A lobbyist, however, will work with that state representative and remind him that the bill is up in committee, and ask him to ask the chair to call the bill for a vote, and will ask each of the members of the committee if they will vote for the bill, and report back to the state representative that the bill is looking good, and provide talking points and analysis to the state representative about why the bill is such a good idea, and when the opponents try to kill the bill, the lobbyist will counteract each one of the opponents' arguments (or else the state representative, who has lots of other bills to try to pass and lots of other bills before him he needs to weigh in on, so not much time or capacity to develop the arguments and nuances of every bill he supports, is more likely to lose a vote to the opponents). We have to push, fight, amend, beg, cajole, plead, trade, accommodate and adjust along the way to keep bills alive.

And we've got to develop and mobilize a constituency so the legislators will know there really are people who want this thing to happen.

It's hard to pass a bill. The more the bill does, the harder it gets, because it generates more opposition. And it's easy to kill a bill. That's why most bills that pass are small but significant steps, not massive changes, because massive changes pick up too much opposition to survive the treacherous path and become a law.

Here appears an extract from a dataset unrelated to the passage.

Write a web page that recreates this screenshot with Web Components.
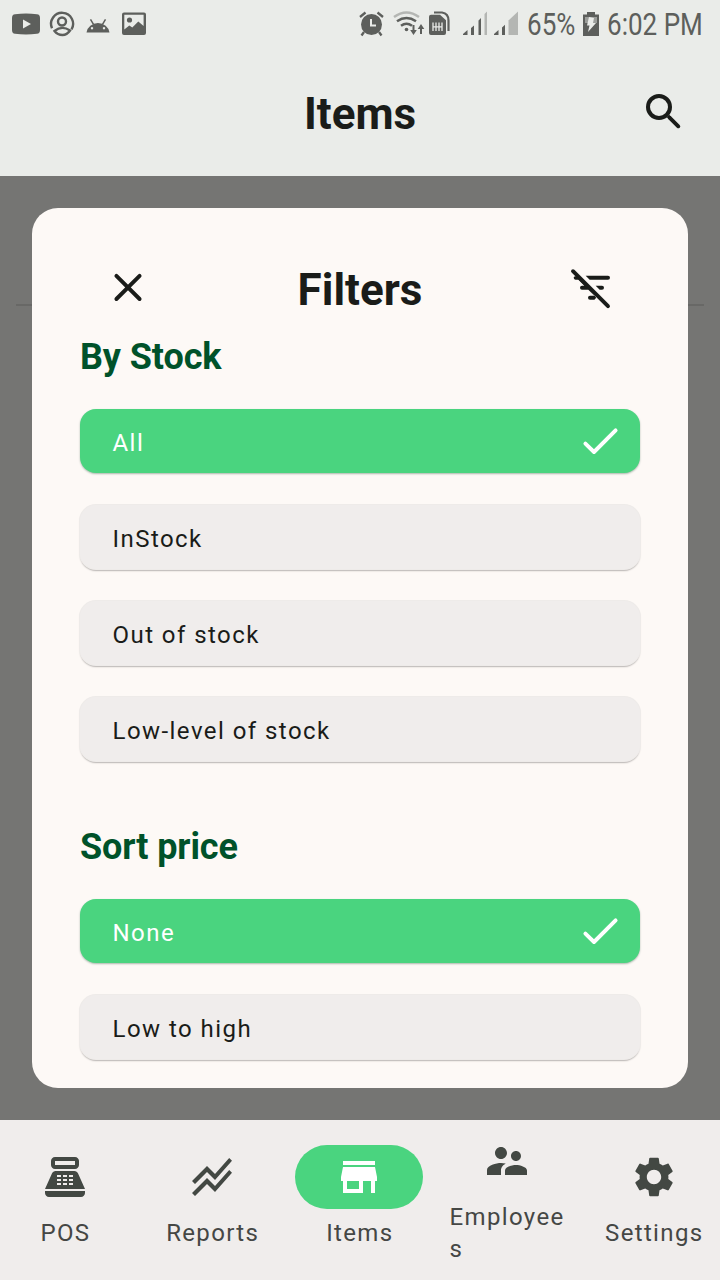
<!DOCTYPE html>
<html lang="en"><head><meta charset="utf-8"><title>Items</title>
<style>
body{margin:0;background:#757573;font-family:Roboto,"Liberation Sans",sans-serif;color:#1a1c19}
</style></head><body>
<items-screen></items-screen>
<script>
const line='fill="none" stroke="currentColor" stroke-width="1.95" stroke-linecap="round"';
const ICONS={
search:`<circle cx="9.5" cy="9.5" r="5.5" fill="none" stroke="currentColor" stroke-width="2"/><path d="M14 14l1 1" fill="none" stroke="currentColor" stroke-width="1.700"/><path ${line} d="M14.900 14.900l4.250 4.250"/>`,
close:`<path ${line} d="M6.200 5.900l11.600 11.600M17.800 5.900l-11.600 11.600"/>`,
filterOff:`<path ${line} d="M2.500 3.600l17.500 17.500"/><path d="M10.830 8H20a1 1 0 0 0 0-2H8.830zM15.830 13H17a1 1 0 0 0 0-2h-3.170zM14 16.830c0 .6-.4 1.170-1 1.170h-2a1 1 0 0 1 0-2h2.170l-3-3H7a1 1 0 0 1 0-2h1.170l-3-3H4a1 1 0 0 1-1-1.500l1.500-.5z" transform="translate(0 -.15)"/>`,
check:`<path ${line} stroke-linejoin="round" d="M4.700 13.300L9 17.500 19.800 6.700"/>`,
pos:'<path fill-rule="evenodd" d="M17 2H7c-1.1 0-2 .9-2 2v2c0 1.1.9 2 2 2h10c1.1 0 2-.9 2-2V4c0-1.1-.9-2-2-2zm0 4H7V4h10v2zm3 16H4c-1.1 0-2-.9-2-2v-1h20v1c0 1.1-.9 2-2 2zM18.53 10.19C18.21 9.47 17.49 9 16.7 9H7.3c-.79 0-1.51.47-1.83 1.19L2 18h20zM8 11h2v1H8zm3 0h2v1h-2zm3 0h2v1h-2zM8 13h2v1H8zm3 0h2v1h-2zm3 0h2v1h-2zM8 15h2v1H8zm3 0h2v1h-2zm3 0h2v1h-2z"/>',
reports:'<path d="M2 19.99l7.5-7.51 4 4 7.09-7.97L22 9.92l-8.5 9.56-4-4-6 6.01-1.5-1.5zm1.5-4.5l6-6.01 4 4L22 3.92l-1.41-1.41-7.09 7.97-4-4L2 13.99l1.5 1.5z"/>',
store:'<path d="M20 4H4v2h16V4zm1 10v-2l-1-5H4l-1 5v2h1v6h10v-6h4v6h2v-6h1zm-9 4H6v-4h6v4z"/>',
people:'<path d="M16.5 12c1.38 0 2.49-1.12 2.49-2.5S17.88 7 16.5 7 14 8.12 14 9.5s1.12 2.5 2.5 2.5zM9 11c1.66 0 2.99-1.34 2.99-3S10.66 5 9 5 6 6.34 6 8s1.34 3 3 3zm7.5 3c-1.83 0-5.5.92-5.5 2.75V19h11v-2.25c0-1.83-3.67-2.75-5.5-2.75zM9 13c-2.33 0-7 1.17-7 3.5V19h7v-2.25c0-.85.33-2.34 2.37-3.47C10.5 13.1 9.66 13 9 13z"/>',
settings:'<path d="M19.14 12.94c.04-.3.06-.61.06-.94 0-.32-.02-.64-.07-.94l2.03-1.58c.18-.14.23-.41.12-.61l-1.92-3.32c-.12-.22-.37-.29-.59-.22l-2.39.96c-.5-.38-1.03-.7-1.62-.94L14.4 2.81c-.04-.24-.24-.41-.48-.41h-3.84c-.24 0-.43.17-.47.41l-.36 2.54c-.59.24-1.13.57-1.62.94l-2.39-.96c-.22-.08-.47 0-.59.22L2.74 8.87c-.12.21-.08.47.12.61l2.03 1.58c-.05.3-.09.63-.09.94s.02.64.07.94l-2.03 1.58c-.18.14-.23.41-.12.61l1.92 3.32c.12.22.37.29.59.22l2.39-.96c.5.38 1.03.7 1.62.94l.36 2.54c.05.24.24.41.48.41h3.84c.24 0 .44-.17.47-.41l.36-2.54c.59-.24 1.13-.56 1.62-.94l2.39.96c.22.08.47 0 .59-.22l1.92-3.32c.12-.22.07-.47-.12-.61l-2.01-1.58zM12 15.6c-1.98 0-3.6-1.62-3.6-3.6s1.62-3.6 3.6-3.6 3.6 1.62 3.6 3.6-1.62 3.6-3.6 3.6z"/>'
};
function define(name,render){
  customElements.define(name,class extends HTMLElement{
    connectedCallback(){
      if(this.shadowRoot)return;
      const t=document.createElement('template');
      t.innerHTML=render(this);
      this.attachShadow({mode:'open'}).append(t.content.cloneNode(true));
    }
  });
}
define('md-icon',el=>`<style>:host{display:block;width:48px;height:48px;flex:none}svg{display:block;fill:currentColor}</style>
<svg width="48" height="48" viewBox="0 0 24 24">${ICONS[el.getAttribute('name')]}</svg>`);

define('status-bar',()=>`<style>
:host{display:flex;height:48px;color:#5d5f5c;justify-content:space-between}
svg{display:block;flex:none}
.right{display:flex}
.pct,.time{font-size:31px;line-height:50px;white-space:nowrap}
.pct{width:47px;margin-left:7px}.time{width:97px;margin-right:16px}
span{display:block;width:max-content;transform:scaleX(.84);transform-origin:0 50%}
</style>
<svg width="160" height="48" viewBox="0 0 160 48" fill="currentColor">
<path fill-rule="evenodd" d="M15 14.2Q26 13 37 14.2Q40 14.5 40 18V30Q40 33.5 37 33.8Q26 35 15 33.8Q12 33.5 12 30V18Q12 14.5 15 14.2zM23 19.5V28.5L31 24z"/>
<g fill="none" stroke="currentColor" stroke-width="2.4"><path d="M52 28.200A11 11 0 1 1 71.500 29.500"/><circle cx="62" cy="21.500" r="4"/><path d="M54.500 31q7.500-6 15.500-.5-3 4.500-7.500 4.500-5 0-8-4z"/></g>
<path fill-rule="evenodd" d="M86.500 32.500a11.600 10.800 0 0 1 23 0zM92 27a1.200 1.200 0 1 0 .01 0zM104 27a1.200 1.200 0 1 0 .01 0z"/><path d="M90.500 19.300l3 5M105.500 19.300l-3 5" stroke="currentColor" stroke-width="1.500"/>
<path fill-rule="evenodd" d="M124 12.500h20q2 0 2 2V33q0 2-2 2h-20q-2 0-2-2V14.500q0-2 2-2zM124.300 14.700V29.500l5-4 3 2 6-6 5.300 4.500V14.700z"/><circle cx="129.500" cy="20" r="2.600"/>
</svg>
<div class="right">
<svg width="162" height="48" viewBox="358 0 162 48" fill="currentColor">
<circle cx="371.500" cy="24.500" r="10.500"/><g fill="none" stroke="currentColor" stroke-width="2.300"><path d="M360 17l5.500-4.500M383 17l-5.500-4.500M364 32l-2.500 3.500M379 32l2.500 3.500"/><path d="M371 19v6.500h5" stroke="#eaece9" stroke-width="2"/></g>
<g fill="none" stroke="currentColor" stroke-width="2.500"><path d="M394 17q12.500-9 25 0" stroke="#b4b6b3"/><path d="M397 21.300q9.500-6.500 19 0M401 25.800q5.500-4 11 0"/><path d="M413.500 25v7M421 34v-6.500" stroke-width="2"/></g><circle cx="406.500" cy="29.500" r="1.800"/><path d="M410.200 30h6.600l-3.300 5zM417.700 29h6.600l-3.300-5z"/>
<path d="M434 12.500h8q6.500 1 6.500 8v10.500" fill="none" stroke="currentColor" stroke-width="2.200"/><path d="M431 14.700h9l6 5.500V33q0 2-2 2h-13q-2 0-2-2V16.700q0-2 2-2z"/><g fill="none" stroke="#eaece9" stroke-width="1.300"><path d="M433 22.500v8.500M442 22.500v8.500M436 22.500v8.500M439 22.500v8.500M433 26.800h9"/></g>
<path d="M463 35v-1l4.500-4v5zM471 35v-7l3-2.500V35zM478.500 35V20.500l2.500-2.500v17z"/><path d="M484.500 35V14l2.500-2.500V35z" fill="#b4b6b3"/>
<path d="M494 35v-1l4.500-4v5zM502 35v-7.500l3-2.700V35z"/><path d="M508.500 35V20.500l9.500-9V35z" fill="#b4b6b3"/>
</svg>
<div class="pct"><span>65%</span></div>
<svg width="33" height="48" viewBox="574 0 33 48"><path fill="currentColor" d="M583 14.500h4V12h8v2.500h4V36h-16z"/><path d="M585 17h12v6h-12z" fill="#9b9d9a"/><path d="M589 17l5 1-1 5h3l-8 9 1.500-6.500H587z" fill="#eaece9"/></svg>
<div class="time"><span>6:02 PM</span></div>
</div>`);

define('app-bar',()=>`<style>
:host{display:grid;grid-template-columns:80px 1fr 80px;height:128px;align-items:center}
h1{margin:0;text-align:center;font-size:44px;line-height:56px;font-weight:700;padding-top:4px}
</style><i></i><h1><slot></slot></h1><md-icon name="search"></md-icon>`);

define('filter-option',el=>`<style>
:host{display:flex;height:64px;border-radius:16px;box-sizing:border-box;padding:0 16px 0 32.500px;align-items:center;justify-content:space-between;background:#f0edec;font-size:24px;letter-spacing:1.450px;box-shadow:0 0 0 1px #eeebe9,0 1.500px 1.500px #b9b5b3}
:host([selected]){background:#4ad47f;color:#fff;box-shadow:0 1px 2px #aab7ac}
span{padding-top:3px}</style><span><slot></slot></span>${el.hasAttribute('selected')?'<md-icon name="check"></md-icon>':''}`);

define('filter-group',el=>`<style>
:host{display:block}
h3{margin:0 0 28px;padding-top:1px;font-size:36px;line-height:48px;font-weight:700;letter-spacing:-.1px;color:#00522a}
div{display:flex;flex-direction:column;gap:32px}
</style><h3>${el.getAttribute('heading')}</h3><div><slot></slot></div>`);

define('filter-dialog',()=>`<style>
:host{display:flex;flex-direction:column;height:880px;margin:0 32px;padding:48px 48px 0;box-sizing:border-box;border-radius:26px;background:#fdf9f6;overflow:hidden}
header{display:grid;grid-template-columns:96px 1fr 96px;align-items:center;justify-items:center;height:64px;margin-bottom:12px;flex:none}
h2{margin:0;font-size:44px;line-height:56px;font-weight:700;padding-top:3px}
.body{display:flex;flex-direction:column;gap:61px}
</style><header><md-icon name="close"></md-icon><h2>Filters</h2><md-icon name="filterOff"></md-icon></header><div class="body"><slot></slot></div>`);

define('nav-item',el=>`<style>
:host{display:flex;flex-direction:column;align-items:center;justify-content:center;color:#434843;min-width:0}
.pill{width:128px;height:64px;border-radius:32px;display:grid;place-items:center;flex:none}
:host([active]) .pill{background:#4ad47f;color:#fff}
.label{font-size:24px;line-height:32px;letter-spacing:1.350px;margin-top:8px;padding-left:1px;color:#454745;max-width:115px;overflow-wrap:anywhere}
</style><div class="pill"><md-icon name="${el.getAttribute('icon')}"></md-icon></div><div class="label"><slot></slot></div>`);

define('bottom-nav',()=>`<style>
:host{display:grid;grid-template-columns:repeat(5,130px);gap:17.200px;height:160px;background:#f0edec;padding-bottom:6px;box-sizing:border-box}
</style><slot></slot>`);

define('items-screen',()=>`<style>
:host{display:flex;flex-direction:column;width:720px;height:1280px;overflow:hidden}
.top{height:176px;background:#eaece9;flex:none}
main{height:944px;box-sizing:border-box;padding-top:32px;background:linear-gradient(#686866,#686866) 16px 128px/688px 2px no-repeat #757573}
</style>
<div class="top"><status-bar></status-bar><app-bar>Items</app-bar></div>
<main><filter-dialog>
<filter-group heading="By Stock"><filter-option selected>All</filter-option><filter-option>InStock</filter-option><filter-option>Out of stock</filter-option><filter-option>Low-level of stock</filter-option></filter-group>
<filter-group heading="Sort price"><filter-option selected>None</filter-option><filter-option>Low to high</filter-option></filter-group>
</filter-dialog></main>
<bottom-nav><nav-item icon="pos">POS</nav-item><nav-item icon="reports">Reports</nav-item><nav-item icon="store" active>Items</nav-item><nav-item icon="people">Employees</nav-item><nav-item icon="settings">Settings</nav-item></bottom-nav>`);
</script>
</body></html>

That's why lobbyists get a bad name. When people try to pass a big change, it's a lobbyist who kills the bill. And most lobbyists are bill killers. I call them assassins. They lie in wait and, on behalf of their clients (usually big businesses or trade associations that represent big businesses) they do their best to kill those bills that would benefit most people at the expense of their client. It's a rare idea that makes life better for everyone – usually, a few people are worse off in the short-term (high-income taxpayers or companies making a lot of money) when progressive improvements happen (like buying affordable college or making insurance companies pay for more medical claims). So the lobbyists for the special interests work very hard to kill any bills that would do that.

On the others side, of course, charging up the hill, pushing against the forces of the status quo, are the lobbyists and legislators trying to make a change. The odds seem impossible. So many bills die. But then again, every year, lots and lots of bills make it. Why can't it be ours?

Guess what – it can be! No one is in charge! Put another way: you're as much in charge as anyone else. You just have to start acting like it. So look at the government, figure out how it works, figure out how to improve it and get to work making it happen. Because it is a blast. An absolute blast.

Lobbying is at the heart of the First Amendment to petition your government for a redress of grievances. It's the highest form of citizenship. And it's what I hope to encourage you to do.